-------- INFORMATION PROVIDED --------
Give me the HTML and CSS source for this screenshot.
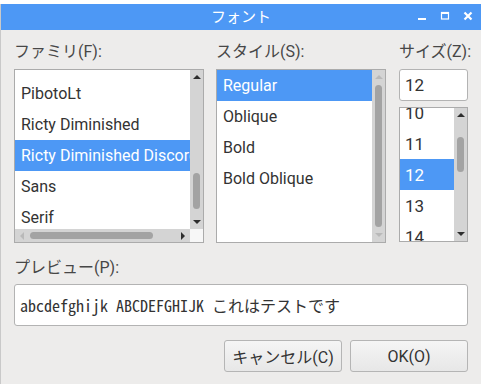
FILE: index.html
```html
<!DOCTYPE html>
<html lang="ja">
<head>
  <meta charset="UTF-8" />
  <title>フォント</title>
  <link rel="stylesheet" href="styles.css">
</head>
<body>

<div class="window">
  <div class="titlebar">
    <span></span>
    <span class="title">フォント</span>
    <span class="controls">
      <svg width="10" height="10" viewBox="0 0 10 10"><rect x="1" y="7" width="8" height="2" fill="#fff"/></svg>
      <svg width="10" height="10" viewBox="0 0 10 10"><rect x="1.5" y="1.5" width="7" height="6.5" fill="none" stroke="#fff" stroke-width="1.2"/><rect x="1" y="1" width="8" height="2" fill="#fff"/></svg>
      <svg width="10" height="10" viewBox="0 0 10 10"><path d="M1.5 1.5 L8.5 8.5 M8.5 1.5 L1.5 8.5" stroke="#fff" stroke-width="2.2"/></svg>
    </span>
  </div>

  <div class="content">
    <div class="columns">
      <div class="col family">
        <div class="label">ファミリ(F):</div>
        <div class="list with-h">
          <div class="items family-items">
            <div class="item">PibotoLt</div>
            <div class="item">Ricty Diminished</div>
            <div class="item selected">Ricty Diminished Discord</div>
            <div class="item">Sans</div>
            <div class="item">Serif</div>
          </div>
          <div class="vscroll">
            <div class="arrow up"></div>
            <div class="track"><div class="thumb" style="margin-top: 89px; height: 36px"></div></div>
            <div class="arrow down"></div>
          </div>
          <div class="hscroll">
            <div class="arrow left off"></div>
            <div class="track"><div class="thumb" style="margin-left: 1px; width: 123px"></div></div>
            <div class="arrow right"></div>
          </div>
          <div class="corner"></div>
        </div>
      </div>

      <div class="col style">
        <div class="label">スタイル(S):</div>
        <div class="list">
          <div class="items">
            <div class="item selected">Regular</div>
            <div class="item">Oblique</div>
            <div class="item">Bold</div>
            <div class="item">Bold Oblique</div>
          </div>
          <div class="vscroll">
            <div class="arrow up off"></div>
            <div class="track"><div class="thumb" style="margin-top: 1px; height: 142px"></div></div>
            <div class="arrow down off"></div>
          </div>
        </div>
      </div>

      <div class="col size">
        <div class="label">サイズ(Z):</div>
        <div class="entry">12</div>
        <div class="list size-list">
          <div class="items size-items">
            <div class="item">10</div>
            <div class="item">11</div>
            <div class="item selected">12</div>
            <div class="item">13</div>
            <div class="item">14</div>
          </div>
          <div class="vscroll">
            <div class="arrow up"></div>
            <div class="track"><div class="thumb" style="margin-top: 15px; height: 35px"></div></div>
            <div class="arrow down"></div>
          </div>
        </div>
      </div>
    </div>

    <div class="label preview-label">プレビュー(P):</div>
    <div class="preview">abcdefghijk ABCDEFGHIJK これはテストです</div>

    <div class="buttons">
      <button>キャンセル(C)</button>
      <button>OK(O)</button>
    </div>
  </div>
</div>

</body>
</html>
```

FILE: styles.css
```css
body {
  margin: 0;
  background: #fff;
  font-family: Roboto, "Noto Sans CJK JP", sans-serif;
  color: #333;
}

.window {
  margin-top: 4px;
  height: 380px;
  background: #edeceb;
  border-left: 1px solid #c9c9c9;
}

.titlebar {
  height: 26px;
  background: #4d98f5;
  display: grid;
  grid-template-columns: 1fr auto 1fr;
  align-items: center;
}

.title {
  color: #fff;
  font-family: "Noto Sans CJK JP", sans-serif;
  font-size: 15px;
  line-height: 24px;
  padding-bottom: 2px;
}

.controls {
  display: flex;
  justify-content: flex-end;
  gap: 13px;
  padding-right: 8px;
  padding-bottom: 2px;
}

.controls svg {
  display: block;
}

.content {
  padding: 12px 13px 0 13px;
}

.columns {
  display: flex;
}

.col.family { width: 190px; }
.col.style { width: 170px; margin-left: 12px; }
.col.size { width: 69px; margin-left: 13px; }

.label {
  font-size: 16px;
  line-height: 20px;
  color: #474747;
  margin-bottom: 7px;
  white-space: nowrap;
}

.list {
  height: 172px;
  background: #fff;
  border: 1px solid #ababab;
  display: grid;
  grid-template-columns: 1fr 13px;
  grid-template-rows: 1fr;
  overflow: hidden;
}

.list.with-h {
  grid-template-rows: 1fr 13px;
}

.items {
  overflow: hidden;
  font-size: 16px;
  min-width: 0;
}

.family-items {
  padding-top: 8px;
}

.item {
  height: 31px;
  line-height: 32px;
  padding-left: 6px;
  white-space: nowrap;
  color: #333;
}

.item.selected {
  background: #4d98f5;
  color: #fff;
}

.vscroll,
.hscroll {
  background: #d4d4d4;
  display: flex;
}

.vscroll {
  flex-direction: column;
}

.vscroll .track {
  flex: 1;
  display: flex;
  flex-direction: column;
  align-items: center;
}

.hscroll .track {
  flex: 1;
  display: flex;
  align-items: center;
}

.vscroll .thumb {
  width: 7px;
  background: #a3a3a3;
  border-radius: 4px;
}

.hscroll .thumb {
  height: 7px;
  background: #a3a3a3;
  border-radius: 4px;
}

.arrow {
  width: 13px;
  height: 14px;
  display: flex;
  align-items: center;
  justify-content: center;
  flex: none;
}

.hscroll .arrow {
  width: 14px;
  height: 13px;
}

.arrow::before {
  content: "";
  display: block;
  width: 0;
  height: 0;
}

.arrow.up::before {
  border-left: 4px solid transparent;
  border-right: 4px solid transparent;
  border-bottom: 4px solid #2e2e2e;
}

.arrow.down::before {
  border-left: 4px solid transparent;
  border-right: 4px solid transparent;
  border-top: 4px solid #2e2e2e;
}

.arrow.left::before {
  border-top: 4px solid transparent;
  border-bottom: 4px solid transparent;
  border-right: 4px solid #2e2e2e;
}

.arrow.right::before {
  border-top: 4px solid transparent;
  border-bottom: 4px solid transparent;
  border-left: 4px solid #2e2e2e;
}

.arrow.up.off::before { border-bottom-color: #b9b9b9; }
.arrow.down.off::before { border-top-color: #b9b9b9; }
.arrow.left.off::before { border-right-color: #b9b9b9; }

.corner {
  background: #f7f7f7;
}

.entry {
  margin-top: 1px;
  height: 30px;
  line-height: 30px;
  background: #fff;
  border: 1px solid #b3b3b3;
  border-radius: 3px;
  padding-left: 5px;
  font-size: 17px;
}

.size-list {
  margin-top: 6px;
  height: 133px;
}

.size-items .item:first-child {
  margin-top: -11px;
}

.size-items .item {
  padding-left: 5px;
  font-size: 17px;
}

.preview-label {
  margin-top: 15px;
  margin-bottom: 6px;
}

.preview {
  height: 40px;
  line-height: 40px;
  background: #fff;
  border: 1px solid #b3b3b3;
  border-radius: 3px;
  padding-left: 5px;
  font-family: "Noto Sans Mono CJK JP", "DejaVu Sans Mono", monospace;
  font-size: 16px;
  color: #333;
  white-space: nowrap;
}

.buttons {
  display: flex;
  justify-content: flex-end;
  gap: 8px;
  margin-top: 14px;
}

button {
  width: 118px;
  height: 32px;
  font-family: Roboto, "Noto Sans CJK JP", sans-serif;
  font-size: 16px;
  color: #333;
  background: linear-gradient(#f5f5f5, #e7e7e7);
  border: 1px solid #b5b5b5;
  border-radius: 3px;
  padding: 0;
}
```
--------
TASK TO COMPLETE —
Restate the entire listing word for word, excluding pictures.

SOLUTION FOR THIS EXERCISE —
Give me the HTML and CSS source for this screenshot.
FILE: index.html
```html
<!DOCTYPE html>
<html lang="ja">
<head>
  <meta charset="UTF-8" />
  <title>フォント</title>
  <link rel="stylesheet" href="styles.css">
</head>
<body>

<div class="window">
  <div class="titlebar">
    <span></span>
    <span class="title">フォント</span>
    <span class="controls">
      <svg width="10" height="10" viewBox="0 0 10 10"><rect x="1" y="7" width="8" height="2" fill="#fff"/></svg>
      <svg width="10" height="10" viewBox="0 0 10 10"><rect x="1.5" y="1.5" width="7" height="6.5" fill="none" stroke="#fff" stroke-width="1.2"/><rect x="1" y="1" width="8" height="2" fill="#fff"/></svg>
      <svg width="10" height="10" viewBox="0 0 10 10"><path d="M1.5 1.5 L8.5 8.5 M8.5 1.5 L1.5 8.5" stroke="#fff" stroke-width="2.2"/></svg>
    </span>
  </div>

  <div class="content">
    <div class="columns">
      <div class="col family">
        <div class="label">ファミリ(F):</div>
        <div class="list with-h">
          <div class="items family-items">
            <div class="item">PibotoLt</div>
            <div class="item">Ricty Diminished</div>
            <div class="item selected">Ricty Diminished Discord</div>
            <div class="item">Sans</div>
            <div class="item">Serif</div>
          </div>
          <div class="vscroll">
            <div class="arrow up"></div>
            <div class="track"><div class="thumb" style="margin-top: 89px; height: 36px"></div></div>
            <div class="arrow down"></div>
          </div>
          <div class="hscroll">
            <div class="arrow left off"></div>
            <div class="track"><div class="thumb" style="margin-left: 1px; width: 123px"></div></div>
            <div class="arrow right"></div>
          </div>
          <div class="corner"></div>
        </div>
      </div>

      <div class="col style">
        <div class="label">スタイル(S):</div>
        <div class="list">
          <div class="items">
            <div class="item selected">Regular</div>
            <div class="item">Oblique</div>
            <div class="item">Bold</div>
            <div class="item">Bold Oblique</div>
          </div>
          <div class="vscroll">
            <div class="arrow up off"></div>
            <div class="track"><div class="thumb" style="margin-top: 1px; height: 142px"></div></div>
            <div class="arrow down off"></div>
          </div>
        </div>
      </div>

      <div class="col size">
        <div class="label">サイズ(Z):</div>
        <div class="entry">12</div>
        <div class="list size-list">
          <div class="items size-items">
            <div class="item">10</div>
            <div class="item">11</div>
            <div class="item selected">12</div>
            <div class="item">13</div>
            <div class="item">14</div>
          </div>
          <div class="vscroll">
            <div class="arrow up"></div>
            <div class="track"><div class="thumb" style="margin-top: 15px; height: 35px"></div></div>
            <div class="arrow down"></div>
          </div>
        </div>
      </div>
    </div>

    <div class="label preview-label">プレビュー(P):</div>
    <div class="preview">abcdefghijk ABCDEFGHIJK これはテストです</div>

    <div class="buttons">
      <button>キャンセル(C)</button>
      <button>OK(O)</button>
    </div>
  </div>
</div>

</body>
</html>
```

FILE: styles.css
```css
body {
  margin: 0;
  background: #fff;
  font-family: Roboto, "Noto Sans CJK JP", sans-serif;
  color: #333;
}

.window {
  margin-top: 4px;
  height: 380px;
  background: #edeceb;
  border-left: 1px solid #c9c9c9;
}

.titlebar {
  height: 26px;
  background: #4d98f5;
  display: grid;
  grid-template-columns: 1fr auto 1fr;
  align-items: center;
}

.title {
  color: #fff;
  font-family: "Noto Sans CJK JP", sans-serif;
  font-size: 15px;
  line-height: 24px;
  padding-bottom: 2px;
}

.controls {
  display: flex;
  justify-content: flex-end;
  gap: 13px;
  padding-right: 8px;
  padding-bottom: 2px;
}

.controls svg {
  display: block;
}

.content {
  padding: 12px 13px 0 13px;
}

.columns {
  display: flex;
}

.col.family { width: 190px; }
.col.style { width: 170px; margin-left: 12px; }
.col.size { width: 69px; margin-left: 13px; }

.label {
  font-size: 16px;
  line-height: 20px;
  color: #474747;
  margin-bottom: 7px;
  white-space: nowrap;
}

.list {
  height: 172px;
  background: #fff;
  border: 1px solid #ababab;
  display: grid;
  grid-template-columns: 1fr 13px;
  grid-template-rows: 1fr;
  overflow: hidden;
}

.list.with-h {
  grid-template-rows: 1fr 13px;
}

.items {
  overflow: hidden;
  font-size: 16px;
  min-width: 0;
}

.family-items {
  padding-top: 8px;
}

.item {
  height: 31px;
  line-height: 32px;
  padding-left: 6px;
  white-space: nowrap;
  color: #333;
}

.item.selected {
  background: #4d98f5;
  color: #fff;
}

.vscroll,
.hscroll {
  background: #d4d4d4;
  display: flex;
}

.vscroll {
  flex-direction: column;
}

.vscroll .track {
  flex: 1;
  display: flex;
  flex-direction: column;
  align-items: center;
}

.hscroll .track {
  flex: 1;
  display: flex;
  align-items: center;
}

.vscroll .thumb {
  width: 7px;
  background: #a3a3a3;
  border-radius: 4px;
}

.hscroll .thumb {
  height: 7px;
  background: #a3a3a3;
  border-radius: 4px;
}

.arrow {
  width: 13px;
  height: 14px;
  display: flex;
  align-items: center;
  justify-content: center;
  flex: none;
}

.hscroll .arrow {
  width: 14px;
  height: 13px;
}

.arrow::before {
  content: "";
  display: block;
  width: 0;
  height: 0;
}

.arrow.up::before {
  border-left: 4px solid transparent;
  border-right: 4px solid transparent;
  border-bottom: 4px solid #2e2e2e;
}

.arrow.down::before {
  border-left: 4px solid transparent;
  border-right: 4px solid transparent;
  border-top: 4px solid #2e2e2e;
}

.arrow.left::before {
  border-top: 4px solid transparent;
  border-bottom: 4px solid transparent;
  border-right: 4px solid #2e2e2e;
}

.arrow.right::before {
  border-top: 4px solid transparent;
  border-bottom: 4px solid transparent;
  border-left: 4px solid #2e2e2e;
}

.arrow.up.off::before { border-bottom-color: #b9b9b9; }
.arrow.down.off::before { border-top-color: #b9b9b9; }
.arrow.left.off::before { border-right-color: #b9b9b9; }

.corner {
  background: #f7f7f7;
}

.entry {
  margin-top: 1px;
  height: 30px;
  line-height: 30px;
  background: #fff;
  border: 1px solid #b3b3b3;
  border-radius: 3px;
  padding-left: 5px;
  font-size: 17px;
}

.size-list {
  margin-top: 6px;
  height: 133px;
}

.size-items .item:first-child {
  margin-top: -11px;
}

.size-items .item {
  padding-left: 5px;
  font-size: 17px;
}

.preview-label {
  margin-top: 15px;
  margin-bottom: 6px;
}

.preview {
  height: 40px;
  line-height: 40px;
  background: #fff;
  border: 1px solid #b3b3b3;
  border-radius: 3px;
  padding-left: 5px;
  font-family: "Noto Sans Mono CJK JP", "DejaVu Sans Mono", monospace;
  font-size: 16px;
  color: #333;
  white-space: nowrap;
}

.buttons {
  display: flex;
  justify-content: flex-end;
  gap: 8px;
  margin-top: 14px;
}

button {
  width: 118px;
  height: 32px;
  font-family: Roboto, "Noto Sans CJK JP", sans-serif;
  font-size: 16px;
  color: #333;
  background: linear-gradient(#f5f5f5, #e7e7e7);
  border: 1px solid #b5b5b5;
  border-radius: 3px;
  padding: 0;
}
```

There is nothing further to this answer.